An example is given by the differential equations, which relate a function to its derivatives:

$$\begin{aligned} \frac{\text {d}x}{\text {d}t}-x=0\qquad \qquad \qquad t^2\frac{\text {d}x^2}{\text {d}t^2}+t\frac{\text {d}x}{\text {d}t}+(t^2-1)x=0. \end{aligned}$$

(3.18)

Here the unknown is $$x$$ (not $$t$$), where $$x=x(t)$$ is a function, and the underlying ambient set is a set of differentiable functions. The symbol 0 represents the zero function, namely the constant function that assumes the value zero everywhere. We’ll consider other types of equations in Sect. 3.5.

An identity (or indeterminate equation) is an equation whose solution set is equal to the ambient set:

$$\begin{aligned} (x-1)^3=x^3-3x^2+3x-1. \end{aligned}$$

After simplification, every identity reduces to the standard form $$0=0$$. This doesn’t mean that identities are trivial, far from it; identities express equivalence of functions. However, they are ephemeral quantities, which disappear if they are simplified.

EXAMPLE. The identity

$$ x^{2^n}-y^{2^n}=(x-y)\prod _{k=0}^{n-1}\left( x^{2^{k}}+y^{2^{k}}\right) $$

gives the full factorisation of the difference of two monomials whose degree is a power of 2, into the product of polynomials with integer coefficients.
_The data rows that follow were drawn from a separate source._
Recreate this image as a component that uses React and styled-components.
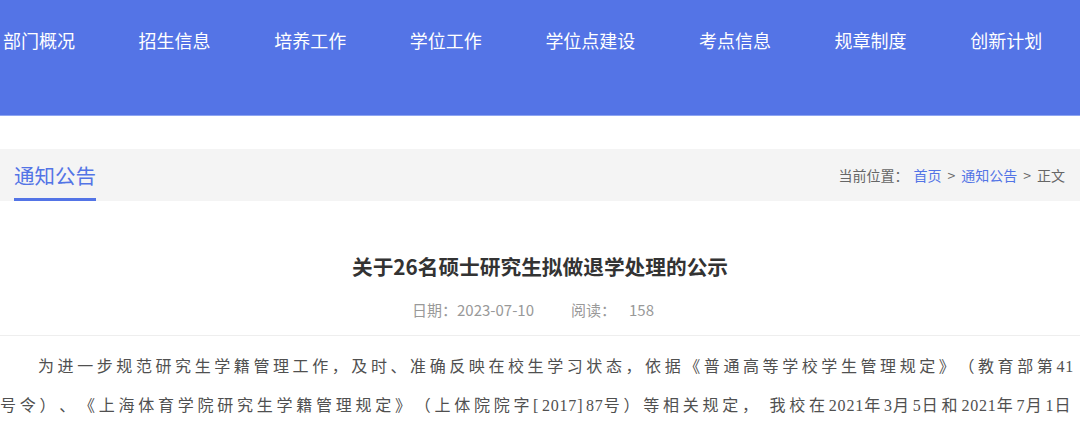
import styled, { createGlobalStyle } from "styled-components";

const GlobalStyle = createGlobalStyle`
  body {
    margin: 0;
    background: #ffffff;
    font-family: "Noto Sans CJK SC", "Noto Sans", sans-serif;
    overflow: hidden;
  }
`;

const navItems = [
  "部门概况",
  "招生信息",
  "培养工作",
  "学位工作",
  "学位点建设",
  "考点信息",
  "规章制度",
  "创新计划",
];

export default function App() {
  return (
    <>
      <GlobalStyle />
      <Header>
        <Nav>
          {navItems.map((item) => (
            <NavItem key={item}>{item}</NavItem>
          ))}
        </Nav>
      </Header>
      <TitleBar>
        <Tab>通知公告</Tab>
        <Breadcrumb>
          当前位置：
          <Crumb $link>首页</Crumb>
          <Sep>&gt;</Sep>
          <Crumb $link>通知公告</Crumb>
          <Sep>&gt;</Sep>
          <Crumb>正文</Crumb>
        </Breadcrumb>
      </TitleBar>
      <ArticleHead>
        <Title>关于26名硕士研究生拟做退学处理的公示</Title>
        <Meta>
          <span>日期：2023-07-10</span>
          <MetaGap>阅读：</MetaGap>
          <MetaCount>158</MetaCount>
        </Meta>
      </ArticleHead>
      <Body>
        为进一步规范研究生学籍管理工作，及时、准确反映在校生学习状态，依据《普通高等学校学生管理规定》（教育部第<Num>41</Num>号令）、《上海体育学院研究生学籍管理规定》（上体院院字[<Num>2017</Num>]<Num>87</Num>号）等相关规定，
        我校在<Num>2021</Num>年<Num>3</Num>月<Num>5</Num>日和<Num>2021</Num>年<Num>7</Num>月<Num>1</Num>日
      </Body>
    </>
  );
}

const Header = styled.header`
  height: 115px;
  background: #5474e6;
  border-bottom: 1px solid #8ea5f1;
  margin-bottom: 33px;
`;

const Nav = styled.nav`
  display: flex;
  gap: 63.6px;
  padding: 29px 0 0 3px;
`;

const NavItem = styled.a`
  color: #ffffff;
  font-size: 18px;
  line-height: 22px;
  white-space: nowrap;
`;

const TitleBar = styled.div`
  display: flex;
  justify-content: space-between;
  align-items: stretch;
  height: 52px;
  background: #f4f4f4;
`;

const Tab = styled.div`
  display: flex;
  align-items: center;
  margin-left: 14px;
  padding-top: 3px;
  font-size: 20.5px;
  color: #5374e6;
  border-bottom: 3px solid #5374e6;
`;

const Breadcrumb = styled.div`
  display: flex;
  align-items: center;
  padding-right: 15px;
  font-size: 14px;
  color: #666666;
`;

const Crumb = styled.span`
  color: ${(p) => (p.$link ? "#5374e6" : "#666666")};
  &:first-of-type {
    margin-left: 5px;
  }
`;

const Sep = styled.span`
  margin: 0 6px;
  color: #666666;
`;

const ArticleHead = styled.div`
  display: flex;
  flex-direction: column;
  align-items: center;
  padding: 50px 0 15px;
  border-bottom: 1px solid #eeeeee;
`;

const Title = styled.h1`
  margin: 0;
  font-size: 20.7px;
  line-height: 30px;
  font-weight: 700;
  color: #333333;
`;

const Meta = styled.div`
  display: flex;
  margin: 19px 14px 0 0;
  font-size: 15px;
  line-height: 20px;
  color: #999999;
`;

const MetaGap = styled.span`
  margin-left: 37px;
`;

const MetaCount = styled.span`
  margin-left: 13px;
`;

const Body = styled.p`
  margin: 11px 6px 0 0;
  font-family: "Liberation Serif", "Noto Sans CJK SC", serif;
  font-size: 16px;
  line-height: 39px;
  letter-spacing: 3.5px;
  text-indent: 38px;
  text-align: justify;
  text-align-last: justify;
  text-spacing-trim: space-all;
  color: #505050;
`;

const Num = styled.span`
  letter-spacing: 0.8px;
`;
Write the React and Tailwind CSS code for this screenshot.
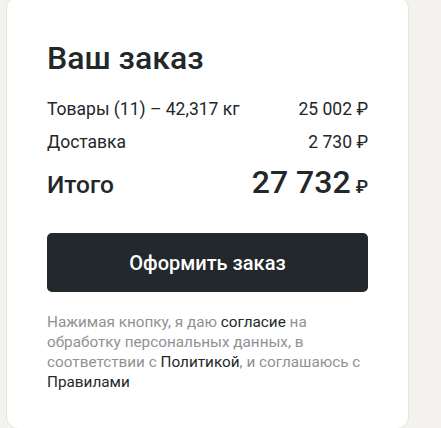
import React from 'react';

const Rub = ({ className = '' }) => <span className={className}>₽</span>;

const OrderSummary = () => {
  return (
    <div className="w-[403px] h-[433px] ml-[6px] -mt-[4px] bg-white border border-[#e6e4df] rounded-xl px-[40px] pt-[42px]">
      <h2 className="text-[32px] leading-[38px] font-medium text-[#22272a]">Ваш заказ</h2>

      <div className="mt-[21px] flex items-center justify-between text-[17.5px] leading-[22px] text-[#22272a]">
        <span>Товары (11) – 42,317 кг</span>
        <span>25 002 <Rub /></span>
      </div>
      <div className="mt-[11px] flex items-center justify-between text-[17.5px] leading-[22px] text-[#22272a]">
        <span>Доставка</span>
        <span>2 730 <Rub /></span>
      </div>
      <div className="mt-[10px] flex items-baseline justify-between text-[#22272a]">
        <span className="text-[24.5px] leading-[30px] font-medium">Итого</span>
        <span className="text-[32px] leading-[38px] font-medium">
          27 732<Rub className="ml-[5px] text-[18px]" />
        </span>
      </div>

      <button className="mt-[27px] w-full h-[59px] rounded-[5px] bg-[#22282b] text-white text-[20px] font-medium">
        Оформить заказ
      </button>

      <p className="mt-[20px] text-[15.3px] leading-[20px] text-[#8f9295]">
        Нажимая кнопку, я даю <a className="text-[#22272a]">согласие</a> на обработку персональных данных, в
        соответствии с <a className="text-[#22272a]">Политикой</a>, и соглашаюсь с{' '}
        <a className="text-[#22272a]">Правилами</a>
      </p>
    </div>
  );
};

export default function App() {
  return (
    <div className="w-[441px] h-[428px] overflow-hidden bg-[#f3f2ee]" style={{ fontFamily: 'Roboto, "Noto Sans", sans-serif' }}>
      <OrderSummary />
    </div>
  );
}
EXAMPLE. Over the set $$\mathbb {R}^2$$, the expression $$x+y=y+x$$ is an identity, representing the commutativity of the addition of real numbers. The similar expression $$x+y=1-y$$ is an equation, whose solution set is a line in $$\mathbb {R}^2$$.

By restricting the ambient set to the solution set, every equation becomes an identity. Clearly, $$\sin (\pi x)=0$$ is an equation over $$\mathbb {R}$$ and an identity over $$\mathbb {Z}$$. For a more subtle example, consider the equation $$f(x)=x^5-x=0$$. The factorisation $$x^5-x=x(x-1)(x+1)(x^2+1)$$ shows that the solution set over $$\mathbb {C}$$ is $$\{0,\pm 1,\pm \sqrt{-1}\}$$, a set with five elements. Consider now the set

$$ X=\mathbb {Z}/5\mathbb {Z}=\{0+5\mathbb {Z},\,1+5\mathbb {Z},\,2+5\mathbb {Z},\,3+5\mathbb {Z},\,4+5\mathbb {Z}\} $$

of congruence classes modulo 5. Let us evaluate our function $$f$$ at all points of $$\mathbb {Z}/5\mathbb {Z}$$, writing $$k$$ for $$k+5\mathbb {Z}$$:

$$\begin{aligned}&f(0)=0\equiv 0\,(\mathrm{mod \, }5)\\&f(1)=0\equiv 0\,(\mathrm{mod \, }5)\\&f(2)=30\equiv 0 \,(\mathrm{mod \, }5)\\&f(3)=240\equiv 0 \,(\mathrm{mod \, }5)\\&f(4)=1020\equiv 0\,(\mathrm{mod \, }5). \end{aligned}$$

The function $$f$$ vanishes identically over $$\mathbb {Z}/5\mathbb {Z}$$, and hence the expression $$x^5=x$$ is an identity!

An expression of the type

$$\begin{aligned} {\left\{ \begin{array}{ll} f_{1}(x)=0&{}\\ f_{2}(x)=0&{}\\ \quad \vdots &{}\\ f_{n}(x)=0&{}\\ \end{array}\right. } \qquad x=(x_{1},\ldots ,x_m) \end{aligned}$$

(3.19)

where all functions have the same domain and co-domain, is called a system of $$n$$ simultaneous equations in $$m$$ unknowns. The solution set of a system of equations is the intersection of the solution sets of the individual equations.

EXAMPLE. Explain what is an equation, and its solutions. [ $$\not \varepsilon \,$$ ]

BAD:

An equation is when we equate two functions. The solution is when the functions are the same.

The inappropriate use of ’when’ is easily spotted (see Sect. 1.1), but there is a more serious flaw. The expression ’equating two functions’ means that we seek conditions under which the two functions become the same function. That’s not what we had in mind. The operands of the equal sign in expression (3.15) are not functions, but rather values of functions.

GOOD:

An equation is an expression that identifies the value of two functions at a generic point of their common domain. The solutions of an equation are the points at which the two functions assume the same value.

(The expression ’equating two functions’ may be appropriate for functional equations, see (3.21).)